_To do_: For each line of the data below that holds "index", copy the line.

_Information provided_:
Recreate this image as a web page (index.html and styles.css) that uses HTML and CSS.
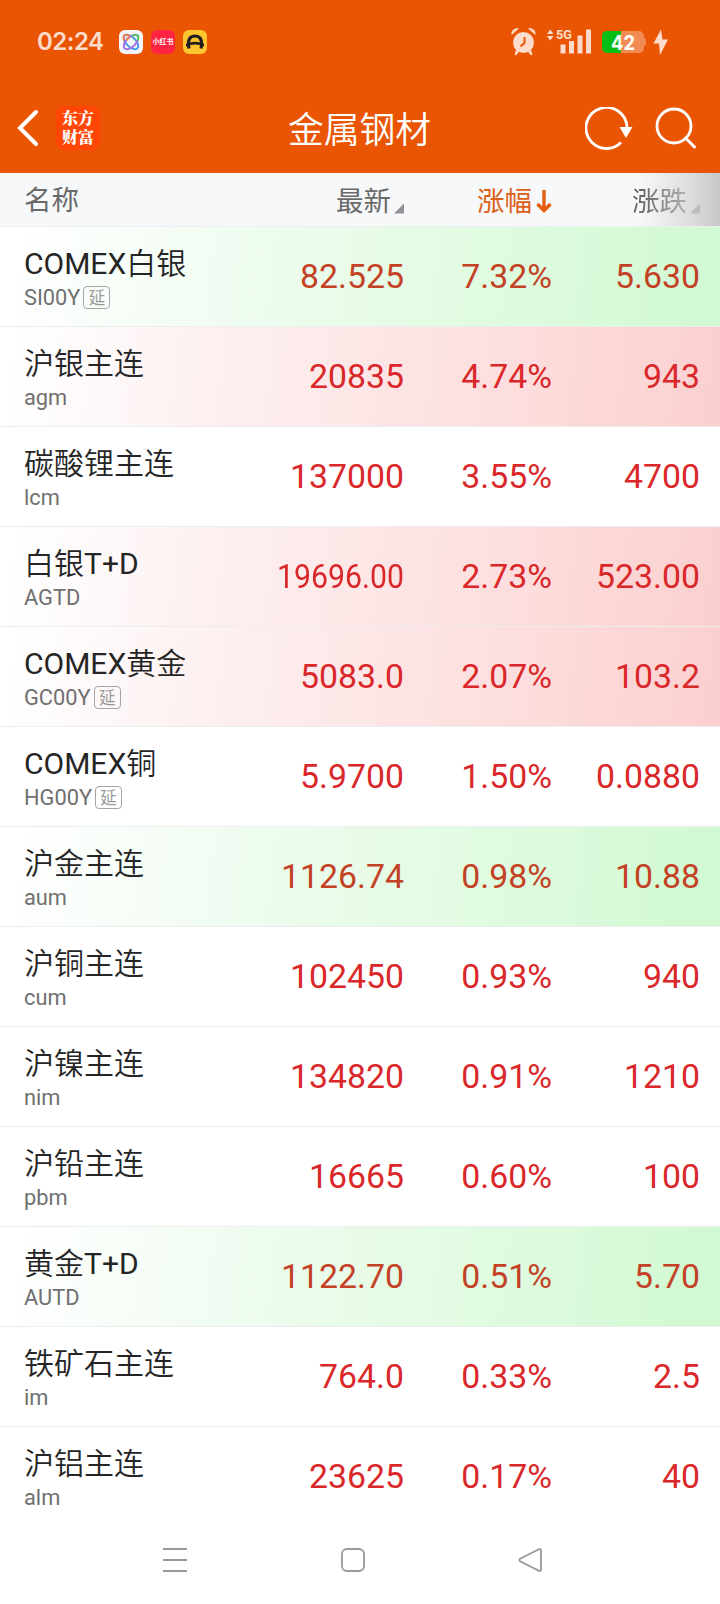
FILE: index.html
```html
<!DOCTYPE html>
<html lang="zh-CN">
<head>
<meta charset="utf-8">
<title>金属钢材</title>
<link rel="stylesheet" href="styles.css">
</head>
<body>
<div class="screen">
  <header class="top">
    <div class="status">
      <span class="clock">02:24</span>
      <svg class="app" viewBox="0 0 24 24"><rect width="24" height="24" rx="6" fill="#f4f6fa"/><g fill="none" stroke-width="2"><ellipse cx="12" cy="12" rx="9" ry="4.8" transform="rotate(45 12 12)" stroke="#3f9be8"/><ellipse cx="12" cy="12" rx="9" ry="4.8" transform="rotate(-45 12 12)" stroke="#a56be0"/><path d="M5.200 10.500C3.300 5 5.500 3.500 11 6.200" stroke="#f5794d"/><path d="M13 6.200C18.500 3.500 20.700 5 18.800 10.500" stroke="#55cf5b"/></g><path d="M7 7.500h4.500L8 11z" fill="#f58a4d"/></svg>
      <span class="app app-red">小红书</span>
      <svg class="app" viewBox="0 0 24 24"><rect width="24" height="24" rx="6" fill="#fdc52e"/><path d="M6 18.500C4.200 9.500 7 6 12 6S19.800 9.500 18 18.500" fill="none" stroke="#231f20" stroke-width="3.200"/><path d="M3 14Q12 9.500 21 14v2.500Q12 12.500 3 16.500z" fill="#231f20"/></svg>
      <span class="spacer"></span>
      <svg class="system" width="160" height="30" viewBox="0 0 160 30">
        <g fill="#fddccb">
          <circle cx="13.500" cy="16.500" r="10.500"/>
          <path d="M1.500 9C1 4 5 1.500 9 2.500zM18 2.500C22 1.500 26 4 25.500 9z"/>
          <path d="M6 24l3 1.500-2.500 3.500H4.500zM21 24l-3 1.500 2.500 3.500h2z"/>
          <path d="M37 8l3.200-4.500L43.500 8zM37 10h6.500l-3.300 4.500z"/>
          <rect x="50.500" y="18.500" width="5" height="9"/><rect x="59" y="15" width="5" height="12.500"/><rect x="67.500" y="9.500" width="5" height="18"/><rect x="76" y="3.500" width="5" height="24"/>
          <path d="M151 3.500L143.500 17.500H149L150 29 158 13.500H152.500z"/>
        </g>
        <path d="M14.500 11v6l-4 3.500" fill="none" stroke="#ea5504" stroke-width="2"/>
        <text x="46" y="13" class="net" textLength="16" lengthAdjust="spacingAndGlyphs">5G</text>
        <rect x="92" y="5" width="42" height="22" rx="5" fill="#f28b53"/><path d="M111 5H97a5 5 0 0 0-5 5v12a5 5 0 0 0 5 5h14z" fill="#05be14"/><path d="M134 12q2 0 2 2v4q0 2-2 2z" fill="#f28b53"/>
        <text x="101" y="23.500" class="battery" textLength="24" lengthAdjust="spacingAndGlyphs">42</text>
      </svg>
    </div>
    <div class="titlebar">
      <svg class="back" width="22" height="38" viewBox="0 0 22 38"><path d="M19 3L3 19l16 16" fill="none" stroke="#fff" stroke-width="4" stroke-linecap="round"/></svg>
      <div class="brand"><span>东方</span><span>财富</span></div>
      <h1>金属钢材</h1>
      <svg class="refresh" width="48" height="44" viewBox="0 0 48 44"><path d="M42 20A20.500 20.500 0 1 0 36 35.500" fill="none" stroke="#fff" stroke-width="2.800"/><path d="M34.500 20h13L41 31z" fill="#fff"/></svg>
      <svg class="search" width="42" height="44" viewBox="0 0 42 44"><circle cx="19" cy="20" r="17" fill="none" stroke="#fff" stroke-width="2.800"/><path d="M30.500 32l9 9" stroke="#fff" stroke-width="3" stroke-linecap="round"/></svg>
    </div>
  </header>
  <div class="columns">
    <span class="col-name">名称</span>
    <span class="col">最新<i class="corner"></i></span>
    <span class="col active">涨幅<svg width="16" height="26" viewBox="0 0 16 26"><path d="M8 1v20M1.500 15L8 21.500 14.500 15" fill="none" stroke="#e4600f" stroke-width="3.400"/></svg></span>
    <span class="col">涨跌<i class="corner"></i></span>
  </div>
  <main class="list">
    <div class="row up-green"><div class="name"><b><i>COMEX</i>白银</b><small>SI00Y<em>延</em></small></div><span>82.525</span><span>7.32%</span><span>5.630</span></div>
    <div class="row up-red"><div class="name"><b>沪银主连</b><small>agm</small></div><span>20835</span><span>4.74%</span><span>943</span></div>
    <div class="row"><div class="name"><b>碳酸锂主连</b><small>lcm</small></div><span>137000</span><span>3.55%</span><span>4700</span></div>
    <div class="row up-red"><div class="name"><b>白银<i>T+D</i></b><small>AGTD</small></div><span class="long">19696.00</span><span>2.73%</span><span>523.00</span></div>
    <div class="row up-red"><div class="name"><b><i>COMEX</i>黄金</b><small>GC00Y<em>延</em></small></div><span>5083.0</span><span>2.07%</span><span>103.2</span></div>
    <div class="row"><div class="name"><b><i>COMEX</i>铜</b><small>HG00Y<em>延</em></small></div><span>5.9700</span><span>1.50%</span><span>0.0880</span></div>
    <div class="row up-green"><div class="name"><b>沪金主连</b><small>aum</small></div><span>1126.74</span><span>0.98%</span><span>10.88</span></div>
    <div class="row"><div class="name"><b>沪铜主连</b><small>cum</small></div><span>102450</span><span>0.93%</span><span>940</span></div>
    <div class="row"><div class="name"><b>沪镍主连</b><small>nim</small></div><span>134820</span><span>0.91%</span><span>1210</span></div>
    <div class="row"><div class="name"><b>沪铅主连</b><small>pbm</small></div><span>16665</span><span>0.60%</span><span>100</span></div>
    <div class="row up-green"><div class="name"><b>黄金<i>T+D</i></b><small>AUTD</small></div><span>1122.70</span><span>0.51%</span><span>5.70</span></div>
    <div class="row"><div class="name"><b>铁矿石主连</b><small>im</small></div><span>764.0</span><span>0.33%</span><span>2.5</span></div>
    <div class="row"><div class="name"><b>沪铝主连</b><small>alm</small></div><span>23625</span><span>0.17%</span><span>40</span></div>
  </main>
  <nav class="nav">
    <svg viewBox="0 0 26 26"><path d="M1 2h24M1 13h24M1 24h24"/></svg>
    <svg viewBox="0 0 26 26"><rect x="2" y="2" width="22" height="22" rx="5"/></svg>
    <svg viewBox="0 0 26 26"><path d="M22 2.200L3.500 11.500Q1 13 3.500 14.500L22 23.800Q24 24.500 24 22.500V3.500Q24 1.500 22 2.200z"/></svg>
  </nav>
</div>
</body>
</html>
```
FILE: styles.css
```css
* { box-sizing: border-box; }
body { margin: 0; background: #fff; font-family: Roboto, "Noto Sans CJK SC", sans-serif; }
.screen { width: 720px; height: 1604px; display: flex; flex-direction: column; overflow: hidden; }
.top { height: 173px; background: #ea5504; flex: none; }
.status { height: 84px; padding: 0 50px 0 37px; display: flex; align-items: center; }
.clock { width: 82px; font: 600 24px/30px Inter, sans-serif; letter-spacing: -.5px; color: #fddccb; white-space: nowrap; margin-top: -1px; }
.app { width: 24px; height: 24px; margin-right: 8px; flex: none; }
.app-red { border-radius: 6px; background: #ff2442; color: #fff; font: 700 7px/23px "Noto Sans CJK SC", sans-serif; text-align: center; white-space: nowrap; }
.spacer { flex: 1; }
.system { margin-top: -3px; }
.net { font: 700 13px Roboto, sans-serif; fill: #fddccb; }
.battery { font: 700 20px Inter, sans-serif; fill: #fff; }
.titlebar { height: 87px; padding: 0 23px 0 17px; display: flex; align-items: center; }
.brand { width: 44px; height: 44px; margin-left: 17px; padding-bottom: 2px; border-radius: 8px; background: #ff4604; color: #fff; display: flex; flex-direction: column; align-items: center; justify-content: center; font: 900 16px/19px "Noto Serif CJK SC", "Noto Sans CJK SC", sans-serif; }
.brand span { height: 19px; }
.titlebar h1 { margin: 0; flex: 1; padding: 6px 0 0 35px; text-align: center; font-weight: 350; font-size: 35.800px; line-height: 48px; color: #fff; }
.refresh { margin: 2px 0 0 1px; }
.search { margin-left: 22px; }
.columns { height: 54px; flex: none; padding: 0 20px 0 24px; display: grid; grid-template-columns: 220px 160px 148px 148px; align-items: center; color: #6a6a6a; font-size: 27.500px; line-height: 40px; border-bottom: 1px solid #edf0f1; background: linear-gradient(90deg, rgba(198,198,198,0) 640px, rgba(198,198,198,.55) 690px, #c8c8c8 720px), #f7f8fa; }
.col-name { padding-top: 2px; }
.col { display: flex; justify-content: flex-end; align-items: center; padding-top: 5px; }
.col:last-child { color: transparent; background: linear-gradient(90deg, #666 90px, #aaa 130px); -webkit-background-clip: text; background-clip: text; }
.corner { width: 10px; height: 10px; margin: 13px 0 0 3px; background: #919196; clip-path: polygon(100% 0, 100% 100%, 0 100%); }
.col:last-child .corner { background: #bcbcbc; }
.active { color: #dc5f17; }
.active svg { margin: 0 0 0 4px; }
.list { height: 1292px; flex: none; overflow: hidden; }
.row { height: 100px; border-bottom: 1px solid #ebedef; padding: 0 20px 0 24px; display: grid; grid-template-columns: 220px 160px 148px 148px; align-items: center; color: #da272a; }
.row > span { text-align: right; font-size: 33.800px; line-height: 44px; }
.row > .long { transform: scaleX(.895); transform-origin: right; white-space: nowrap; }
.up-green { background: linear-gradient(97deg, #fff 2%, #effcf0 34%, #e0fbe0 68%, #d1f9d2 98%); color: #c34124; }
.up-red { background: linear-gradient(97deg, #fff 2%, #fdeeee 34%, #fddfdf 68%, #fbd1d0 98%); }
.name { display: flex; flex-direction: column; white-space: nowrap; color: #252525; padding-top: 2px; }
.name b { font-weight: 350; font-size: 30px; line-height: 40px; }
.name i { font-style: normal; font-weight: 400; }
.name small { display: flex; align-items: center; font-size: 21.800px; line-height: 28px; color: #707070; }
.name em { width: 27px; height: 23px; margin: 0 0 0 3px; border: 1px solid #a5a5a5; border-radius: 4px; font: normal 16.500px/20px "Noto Sans CJK SC", sans-serif; text-align: center; color: #989898; }
.nav { flex: 1; display: flex; justify-content: space-between; align-items: center; padding: 0 177px 4px 162px; }
.nav svg { width: 26px; height: 26px; fill: none; stroke: #999; stroke-width: 1.800; }
```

_Final answer_:
Recreate this image as a web page (index.html and styles.css) that uses HTML and CSS.
FILE: index.html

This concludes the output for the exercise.